Chủ Nhật, 5 tháng 5, 2013

         Vietnam metro urged to consider climate change, rethink development plans
 
Ho Chi Minh City's authorities want to develop its coastline with sea businesses and new urban areas by 2025, but experts warned them to heed threats posed by climate change

Local and foreign experts have asked Ho Chi Minh City authorities to proceed cautiously with plans to develop its coastline, as flooding is set to worsen in the coming years due to climate change.
At a recent meeting with the city’s Department of Natural Resources and Environment, experts from Rotterdam City of the Netherlands said HCMC flood levels will reach 12 centimeters by 2020.
Flooding will increase another five centimeters by 2030 and reach some 30 centimeters by 2050, according to the experts who have been helping the Vietnamese city develop a program to adapt to climate change since 2011.
Rising sea levels will cause salinization to occur further inland, affecting the sources used by water plants and finally the supply of clean water for people.
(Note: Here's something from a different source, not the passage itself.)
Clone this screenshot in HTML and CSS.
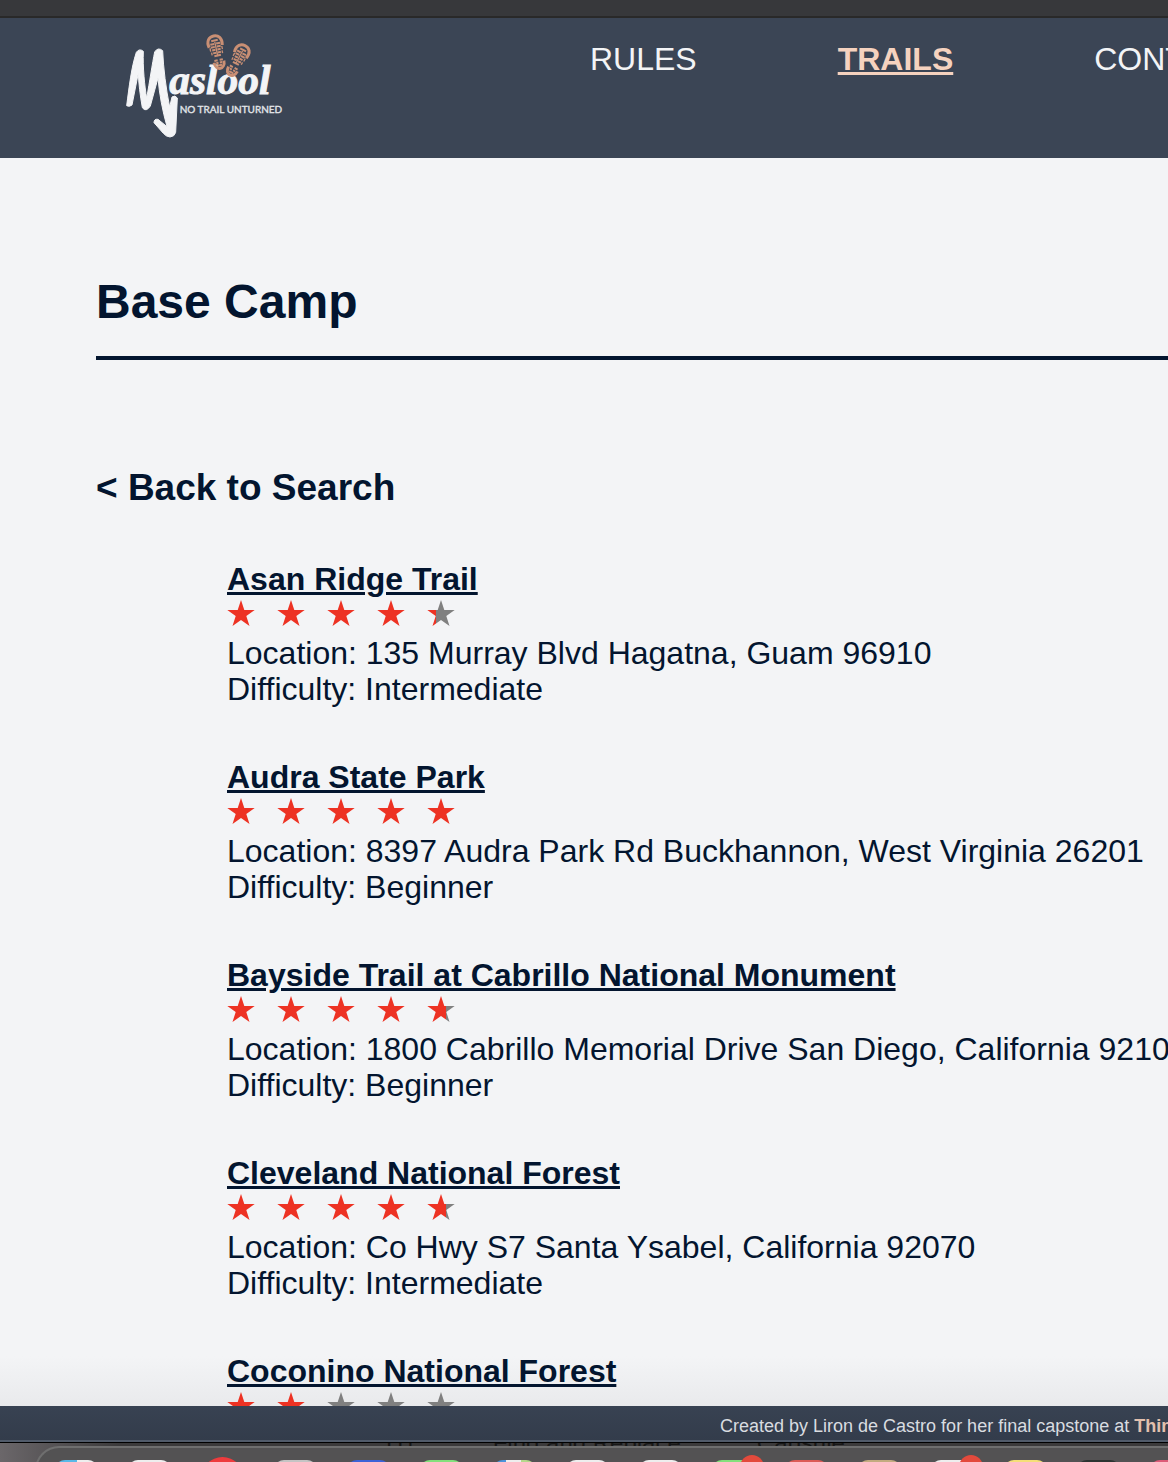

Nguyen Ky Phung, head of the department’s Science Management division, also warned that the city’s southern areas will be most affected by the expected rise in sea level.
Meanwhile, the city’s authorities have planned to develop logistics services, ports and related industries along its 17-kilometer coast by 2025, without having considered the effects climate change will have.
The experts said the plan, for instance, fails to provide solutions for problems such as flood prevention or providing people with clean water in the event the Saigon River becomes salinized.
They also raised their concerns over plans to expand HCMC’s southern areas, saying that doing so would affect the Can Gio Mangrove Forest, a UNESCO-recognized biosphere that plays an important role in preventing the coastal erosion.
It is therefore unsuitable to develop urban areas in the south, they said, stressing that HCMC authorities need to reconsider their plans.
Dr. Bui Trong Vinh, an environmental geology expert at the HCMC University of Technology, said in order to develop coastal areas, authorities need to build protective dykes and dams like Rotterdam has done, in order to cope with potential floods.
Early this month authorities from HCMC and Rotterdam signed a memorandum of understanding that extends the two cities’ cooperative efforts to help the Vietnamese city combat the effects of climate change through 2015.
The cooperative program, which had previously expired, began in March 2011 under a strategic partnership Vietnam and the Netherlands signed regarding water management and adapting to climate change.